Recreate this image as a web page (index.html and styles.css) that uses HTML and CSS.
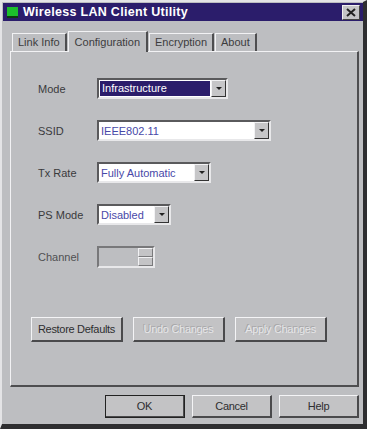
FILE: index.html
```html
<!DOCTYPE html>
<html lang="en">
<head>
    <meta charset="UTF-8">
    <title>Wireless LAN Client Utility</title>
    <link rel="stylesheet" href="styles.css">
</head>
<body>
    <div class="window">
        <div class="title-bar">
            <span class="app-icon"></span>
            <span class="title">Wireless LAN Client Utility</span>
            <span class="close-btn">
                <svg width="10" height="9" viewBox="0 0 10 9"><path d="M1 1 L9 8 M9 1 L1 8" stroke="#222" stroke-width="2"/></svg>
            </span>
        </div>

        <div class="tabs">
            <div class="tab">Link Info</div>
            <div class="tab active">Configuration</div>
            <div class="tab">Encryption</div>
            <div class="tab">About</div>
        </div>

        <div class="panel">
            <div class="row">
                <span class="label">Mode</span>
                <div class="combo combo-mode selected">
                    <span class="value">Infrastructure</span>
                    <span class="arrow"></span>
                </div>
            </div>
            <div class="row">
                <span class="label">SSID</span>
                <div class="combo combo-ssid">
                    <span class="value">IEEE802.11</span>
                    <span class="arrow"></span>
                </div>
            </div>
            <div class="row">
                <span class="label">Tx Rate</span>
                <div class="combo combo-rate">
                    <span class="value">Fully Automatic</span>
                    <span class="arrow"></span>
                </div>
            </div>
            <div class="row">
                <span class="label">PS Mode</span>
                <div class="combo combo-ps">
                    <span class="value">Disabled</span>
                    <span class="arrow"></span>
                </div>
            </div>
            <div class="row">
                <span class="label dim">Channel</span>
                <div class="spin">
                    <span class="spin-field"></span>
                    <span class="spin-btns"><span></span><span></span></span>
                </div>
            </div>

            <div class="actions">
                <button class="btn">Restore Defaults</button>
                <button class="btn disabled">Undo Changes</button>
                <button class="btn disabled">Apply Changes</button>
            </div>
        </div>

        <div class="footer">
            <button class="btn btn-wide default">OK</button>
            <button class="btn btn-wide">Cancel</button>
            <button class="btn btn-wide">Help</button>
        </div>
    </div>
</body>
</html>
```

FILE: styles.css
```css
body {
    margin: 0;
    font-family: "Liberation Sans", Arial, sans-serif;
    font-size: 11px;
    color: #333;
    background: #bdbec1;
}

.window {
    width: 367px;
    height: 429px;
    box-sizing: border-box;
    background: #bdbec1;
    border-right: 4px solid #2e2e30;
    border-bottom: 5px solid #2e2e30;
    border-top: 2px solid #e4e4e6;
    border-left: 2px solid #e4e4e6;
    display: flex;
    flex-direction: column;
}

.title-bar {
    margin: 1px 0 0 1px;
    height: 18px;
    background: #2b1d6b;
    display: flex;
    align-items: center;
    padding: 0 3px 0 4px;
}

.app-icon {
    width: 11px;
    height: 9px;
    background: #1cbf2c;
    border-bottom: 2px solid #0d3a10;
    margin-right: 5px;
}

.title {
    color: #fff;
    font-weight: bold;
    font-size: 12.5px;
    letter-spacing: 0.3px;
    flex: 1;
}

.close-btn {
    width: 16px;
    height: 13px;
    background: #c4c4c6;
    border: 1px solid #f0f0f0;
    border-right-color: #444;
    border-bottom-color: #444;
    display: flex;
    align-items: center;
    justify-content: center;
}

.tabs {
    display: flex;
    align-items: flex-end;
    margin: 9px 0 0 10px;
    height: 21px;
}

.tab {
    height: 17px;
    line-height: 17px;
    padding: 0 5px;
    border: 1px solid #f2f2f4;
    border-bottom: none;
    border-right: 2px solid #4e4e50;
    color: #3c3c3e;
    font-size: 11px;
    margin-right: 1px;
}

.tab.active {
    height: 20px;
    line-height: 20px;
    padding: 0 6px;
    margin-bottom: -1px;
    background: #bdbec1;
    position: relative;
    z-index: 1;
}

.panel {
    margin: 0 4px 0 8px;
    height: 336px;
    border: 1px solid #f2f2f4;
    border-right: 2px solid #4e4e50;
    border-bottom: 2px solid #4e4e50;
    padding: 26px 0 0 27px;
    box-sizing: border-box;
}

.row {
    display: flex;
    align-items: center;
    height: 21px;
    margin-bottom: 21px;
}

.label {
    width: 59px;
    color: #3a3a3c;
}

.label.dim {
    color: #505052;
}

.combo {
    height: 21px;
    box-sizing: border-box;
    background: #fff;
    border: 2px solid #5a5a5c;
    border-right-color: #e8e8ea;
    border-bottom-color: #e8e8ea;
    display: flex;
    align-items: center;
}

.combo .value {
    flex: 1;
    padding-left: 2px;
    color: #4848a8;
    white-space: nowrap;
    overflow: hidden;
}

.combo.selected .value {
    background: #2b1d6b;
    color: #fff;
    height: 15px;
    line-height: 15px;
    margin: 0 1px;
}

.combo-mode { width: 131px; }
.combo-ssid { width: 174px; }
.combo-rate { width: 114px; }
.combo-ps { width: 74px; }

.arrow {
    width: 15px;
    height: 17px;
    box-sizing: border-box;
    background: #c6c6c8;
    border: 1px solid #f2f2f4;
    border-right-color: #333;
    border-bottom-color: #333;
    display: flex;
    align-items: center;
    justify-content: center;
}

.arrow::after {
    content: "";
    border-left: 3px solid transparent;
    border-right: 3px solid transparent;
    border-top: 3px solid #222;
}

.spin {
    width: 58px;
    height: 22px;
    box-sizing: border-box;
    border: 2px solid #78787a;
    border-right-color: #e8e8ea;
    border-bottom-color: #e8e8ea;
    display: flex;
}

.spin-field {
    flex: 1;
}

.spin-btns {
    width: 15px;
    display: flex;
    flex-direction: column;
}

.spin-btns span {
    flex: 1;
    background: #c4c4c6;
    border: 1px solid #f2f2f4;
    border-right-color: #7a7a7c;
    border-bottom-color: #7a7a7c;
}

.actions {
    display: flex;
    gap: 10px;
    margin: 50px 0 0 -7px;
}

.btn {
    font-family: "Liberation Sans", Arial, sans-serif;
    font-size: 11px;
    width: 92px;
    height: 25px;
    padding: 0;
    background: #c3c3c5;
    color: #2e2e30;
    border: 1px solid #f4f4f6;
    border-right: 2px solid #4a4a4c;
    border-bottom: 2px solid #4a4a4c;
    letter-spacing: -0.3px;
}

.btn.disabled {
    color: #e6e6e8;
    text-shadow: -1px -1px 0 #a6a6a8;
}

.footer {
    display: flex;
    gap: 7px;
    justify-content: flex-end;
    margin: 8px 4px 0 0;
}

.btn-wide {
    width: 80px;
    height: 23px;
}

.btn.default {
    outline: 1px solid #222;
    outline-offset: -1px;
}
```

+++

[SHORT PROBLEM]
Find the lines with the string "index" and reproduce them.

[FINAL RESULT]
Recreate this image as a web page (index.html and styles.css) that uses HTML and CSS.
FILE: index.html
    z-index: 1;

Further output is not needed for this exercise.